■ **SET TASK**: Print only the lines from the top of the data through the line with "const hotWords = ['住房', '环保', '安全', '医疗', '文化'];", both included, skipping every picture.

#### MATERIAL PROVIDED ####

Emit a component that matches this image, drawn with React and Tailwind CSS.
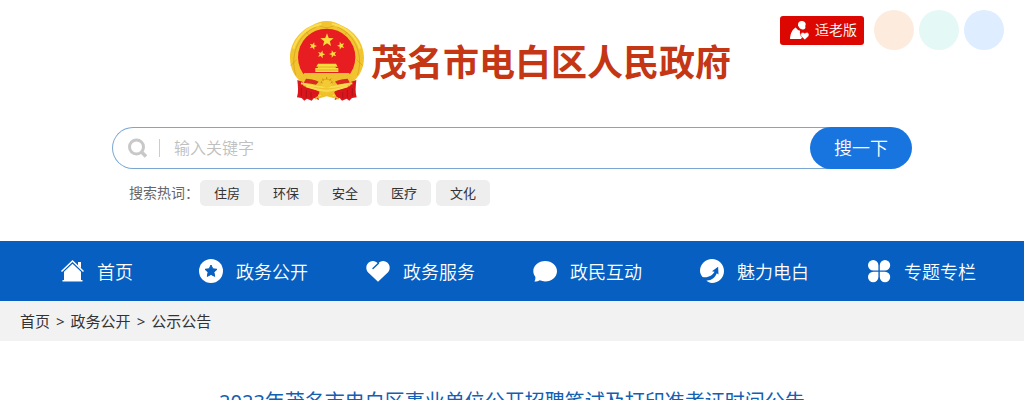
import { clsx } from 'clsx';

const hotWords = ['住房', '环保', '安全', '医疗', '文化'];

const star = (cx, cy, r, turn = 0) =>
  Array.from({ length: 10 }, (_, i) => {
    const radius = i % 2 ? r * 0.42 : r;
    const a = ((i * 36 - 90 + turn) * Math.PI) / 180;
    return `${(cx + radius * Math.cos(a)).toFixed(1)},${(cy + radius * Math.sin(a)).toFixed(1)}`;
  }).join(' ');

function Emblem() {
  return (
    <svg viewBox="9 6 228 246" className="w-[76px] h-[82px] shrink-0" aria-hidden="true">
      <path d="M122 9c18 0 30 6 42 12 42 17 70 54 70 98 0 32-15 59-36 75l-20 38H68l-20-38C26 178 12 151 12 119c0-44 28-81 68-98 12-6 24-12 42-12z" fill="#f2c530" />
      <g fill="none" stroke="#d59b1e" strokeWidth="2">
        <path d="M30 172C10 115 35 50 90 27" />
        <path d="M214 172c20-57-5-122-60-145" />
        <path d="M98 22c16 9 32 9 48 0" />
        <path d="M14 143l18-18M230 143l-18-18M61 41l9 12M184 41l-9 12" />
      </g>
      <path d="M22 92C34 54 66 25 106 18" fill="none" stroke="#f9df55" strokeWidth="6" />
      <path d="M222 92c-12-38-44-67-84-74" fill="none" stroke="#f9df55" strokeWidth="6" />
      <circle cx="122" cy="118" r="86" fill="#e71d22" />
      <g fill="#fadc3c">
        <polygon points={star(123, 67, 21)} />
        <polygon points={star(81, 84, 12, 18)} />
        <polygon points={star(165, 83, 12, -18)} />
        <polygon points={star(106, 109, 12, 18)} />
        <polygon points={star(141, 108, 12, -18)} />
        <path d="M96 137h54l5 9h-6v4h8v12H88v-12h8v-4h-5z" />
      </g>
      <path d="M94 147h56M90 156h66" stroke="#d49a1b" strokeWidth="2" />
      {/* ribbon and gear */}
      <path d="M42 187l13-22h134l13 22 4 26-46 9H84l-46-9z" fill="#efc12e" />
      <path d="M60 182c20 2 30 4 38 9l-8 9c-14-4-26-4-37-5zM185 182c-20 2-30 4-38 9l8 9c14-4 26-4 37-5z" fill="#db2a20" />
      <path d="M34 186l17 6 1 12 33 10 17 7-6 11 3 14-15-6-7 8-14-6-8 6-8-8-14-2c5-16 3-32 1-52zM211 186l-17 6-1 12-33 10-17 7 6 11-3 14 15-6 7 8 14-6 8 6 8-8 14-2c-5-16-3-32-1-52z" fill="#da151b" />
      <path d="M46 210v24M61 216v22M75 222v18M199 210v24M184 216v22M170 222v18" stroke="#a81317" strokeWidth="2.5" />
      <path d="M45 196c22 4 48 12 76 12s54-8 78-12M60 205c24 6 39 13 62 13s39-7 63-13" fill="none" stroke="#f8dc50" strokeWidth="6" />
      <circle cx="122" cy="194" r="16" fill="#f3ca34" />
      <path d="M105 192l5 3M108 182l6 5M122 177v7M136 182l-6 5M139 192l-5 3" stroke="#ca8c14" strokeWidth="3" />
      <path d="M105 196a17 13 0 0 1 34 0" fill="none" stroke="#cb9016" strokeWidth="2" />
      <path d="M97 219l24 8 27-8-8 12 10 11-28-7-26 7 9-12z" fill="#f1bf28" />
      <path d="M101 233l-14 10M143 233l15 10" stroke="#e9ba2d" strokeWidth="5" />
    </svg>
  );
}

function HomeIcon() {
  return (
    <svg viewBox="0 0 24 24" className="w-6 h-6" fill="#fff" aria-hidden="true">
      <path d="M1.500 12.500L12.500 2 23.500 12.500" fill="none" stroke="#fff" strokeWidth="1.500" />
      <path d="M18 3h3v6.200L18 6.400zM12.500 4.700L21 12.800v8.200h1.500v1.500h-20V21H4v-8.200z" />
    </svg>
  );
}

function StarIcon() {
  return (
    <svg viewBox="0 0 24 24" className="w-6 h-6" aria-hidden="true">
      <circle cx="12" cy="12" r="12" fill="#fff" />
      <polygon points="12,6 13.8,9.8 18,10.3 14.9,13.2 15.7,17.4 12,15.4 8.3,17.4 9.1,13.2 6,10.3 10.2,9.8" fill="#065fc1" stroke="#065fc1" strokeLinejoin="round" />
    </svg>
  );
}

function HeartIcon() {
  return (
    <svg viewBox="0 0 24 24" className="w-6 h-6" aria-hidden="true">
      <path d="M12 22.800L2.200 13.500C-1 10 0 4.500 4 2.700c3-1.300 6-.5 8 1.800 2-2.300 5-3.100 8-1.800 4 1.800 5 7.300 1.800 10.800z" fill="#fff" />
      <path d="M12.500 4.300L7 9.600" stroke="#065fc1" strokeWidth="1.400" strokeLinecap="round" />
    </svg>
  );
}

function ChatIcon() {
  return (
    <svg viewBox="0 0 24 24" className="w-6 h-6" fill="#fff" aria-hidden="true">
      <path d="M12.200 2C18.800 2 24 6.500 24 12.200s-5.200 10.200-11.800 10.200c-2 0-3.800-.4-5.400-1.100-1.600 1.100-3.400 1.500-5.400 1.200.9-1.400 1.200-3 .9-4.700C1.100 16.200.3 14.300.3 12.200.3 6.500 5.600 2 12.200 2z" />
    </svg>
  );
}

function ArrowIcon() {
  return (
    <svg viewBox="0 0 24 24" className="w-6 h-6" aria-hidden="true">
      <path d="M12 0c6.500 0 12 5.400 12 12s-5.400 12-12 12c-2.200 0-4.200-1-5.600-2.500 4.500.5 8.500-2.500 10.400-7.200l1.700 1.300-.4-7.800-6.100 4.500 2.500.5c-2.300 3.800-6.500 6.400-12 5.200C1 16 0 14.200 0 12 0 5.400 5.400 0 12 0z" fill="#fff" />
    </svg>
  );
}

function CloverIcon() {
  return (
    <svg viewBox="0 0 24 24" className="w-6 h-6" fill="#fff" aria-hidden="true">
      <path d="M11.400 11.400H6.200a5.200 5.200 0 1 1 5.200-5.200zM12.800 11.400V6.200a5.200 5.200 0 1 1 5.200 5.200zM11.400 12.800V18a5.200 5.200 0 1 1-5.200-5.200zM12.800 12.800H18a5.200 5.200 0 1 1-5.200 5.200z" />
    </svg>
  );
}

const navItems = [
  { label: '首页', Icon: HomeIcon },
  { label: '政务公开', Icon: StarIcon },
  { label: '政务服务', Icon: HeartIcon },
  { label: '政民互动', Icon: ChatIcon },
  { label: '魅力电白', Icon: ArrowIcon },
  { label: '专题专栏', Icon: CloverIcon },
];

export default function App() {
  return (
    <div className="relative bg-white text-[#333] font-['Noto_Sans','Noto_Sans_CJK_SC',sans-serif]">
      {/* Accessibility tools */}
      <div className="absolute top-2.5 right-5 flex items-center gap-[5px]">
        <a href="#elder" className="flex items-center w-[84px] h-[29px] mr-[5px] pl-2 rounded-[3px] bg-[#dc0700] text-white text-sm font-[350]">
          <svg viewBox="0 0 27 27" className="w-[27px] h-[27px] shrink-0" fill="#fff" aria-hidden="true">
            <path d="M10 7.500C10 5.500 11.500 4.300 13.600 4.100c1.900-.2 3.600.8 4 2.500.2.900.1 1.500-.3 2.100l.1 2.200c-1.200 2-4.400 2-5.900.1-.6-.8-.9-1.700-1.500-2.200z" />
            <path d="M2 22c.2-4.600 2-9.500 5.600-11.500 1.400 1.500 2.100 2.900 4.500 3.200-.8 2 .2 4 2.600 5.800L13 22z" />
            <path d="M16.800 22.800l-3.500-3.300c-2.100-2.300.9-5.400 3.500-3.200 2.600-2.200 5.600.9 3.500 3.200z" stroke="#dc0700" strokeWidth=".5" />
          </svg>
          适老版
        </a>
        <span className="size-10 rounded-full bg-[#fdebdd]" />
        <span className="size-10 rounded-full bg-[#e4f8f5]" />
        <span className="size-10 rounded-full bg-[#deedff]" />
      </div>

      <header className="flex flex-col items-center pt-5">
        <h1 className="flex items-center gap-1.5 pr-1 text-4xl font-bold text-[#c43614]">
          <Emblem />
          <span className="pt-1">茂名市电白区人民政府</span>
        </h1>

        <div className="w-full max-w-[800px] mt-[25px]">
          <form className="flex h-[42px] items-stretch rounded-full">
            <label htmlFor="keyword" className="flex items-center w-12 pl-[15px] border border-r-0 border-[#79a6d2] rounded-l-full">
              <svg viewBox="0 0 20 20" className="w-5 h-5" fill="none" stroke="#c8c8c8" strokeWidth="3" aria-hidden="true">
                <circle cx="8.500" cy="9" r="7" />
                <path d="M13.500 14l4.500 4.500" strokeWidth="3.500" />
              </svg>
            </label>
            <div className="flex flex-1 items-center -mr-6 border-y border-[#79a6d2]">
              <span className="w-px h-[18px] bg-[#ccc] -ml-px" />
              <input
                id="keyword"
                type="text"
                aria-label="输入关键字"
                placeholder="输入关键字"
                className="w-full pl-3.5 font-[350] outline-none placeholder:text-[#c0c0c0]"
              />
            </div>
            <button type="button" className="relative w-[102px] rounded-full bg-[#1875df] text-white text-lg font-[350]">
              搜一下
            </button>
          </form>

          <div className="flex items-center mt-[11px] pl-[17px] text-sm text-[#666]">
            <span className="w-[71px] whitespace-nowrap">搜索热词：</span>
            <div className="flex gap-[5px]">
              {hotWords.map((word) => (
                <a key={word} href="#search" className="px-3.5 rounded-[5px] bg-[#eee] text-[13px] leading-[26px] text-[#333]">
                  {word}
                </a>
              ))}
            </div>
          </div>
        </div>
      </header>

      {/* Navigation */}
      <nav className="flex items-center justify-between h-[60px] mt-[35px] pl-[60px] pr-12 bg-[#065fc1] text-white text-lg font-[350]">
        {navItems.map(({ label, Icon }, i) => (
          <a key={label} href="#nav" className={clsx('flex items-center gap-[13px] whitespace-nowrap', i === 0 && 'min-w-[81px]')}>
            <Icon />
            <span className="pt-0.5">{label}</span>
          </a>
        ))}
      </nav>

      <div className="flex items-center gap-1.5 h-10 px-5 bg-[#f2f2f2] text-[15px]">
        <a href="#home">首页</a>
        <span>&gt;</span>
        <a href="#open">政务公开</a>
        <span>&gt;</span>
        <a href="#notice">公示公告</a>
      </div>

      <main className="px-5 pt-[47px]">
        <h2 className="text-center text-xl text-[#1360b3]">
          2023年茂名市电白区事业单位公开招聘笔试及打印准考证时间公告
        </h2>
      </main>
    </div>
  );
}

####

■ **REPLY TO THE EXERCISE**:
Emit a component that matches this image, drawn with React and Tailwind CSS.
import { clsx } from 'clsx';

const hotWords = ['住房', '环保', '安全', '医疗', '文化'];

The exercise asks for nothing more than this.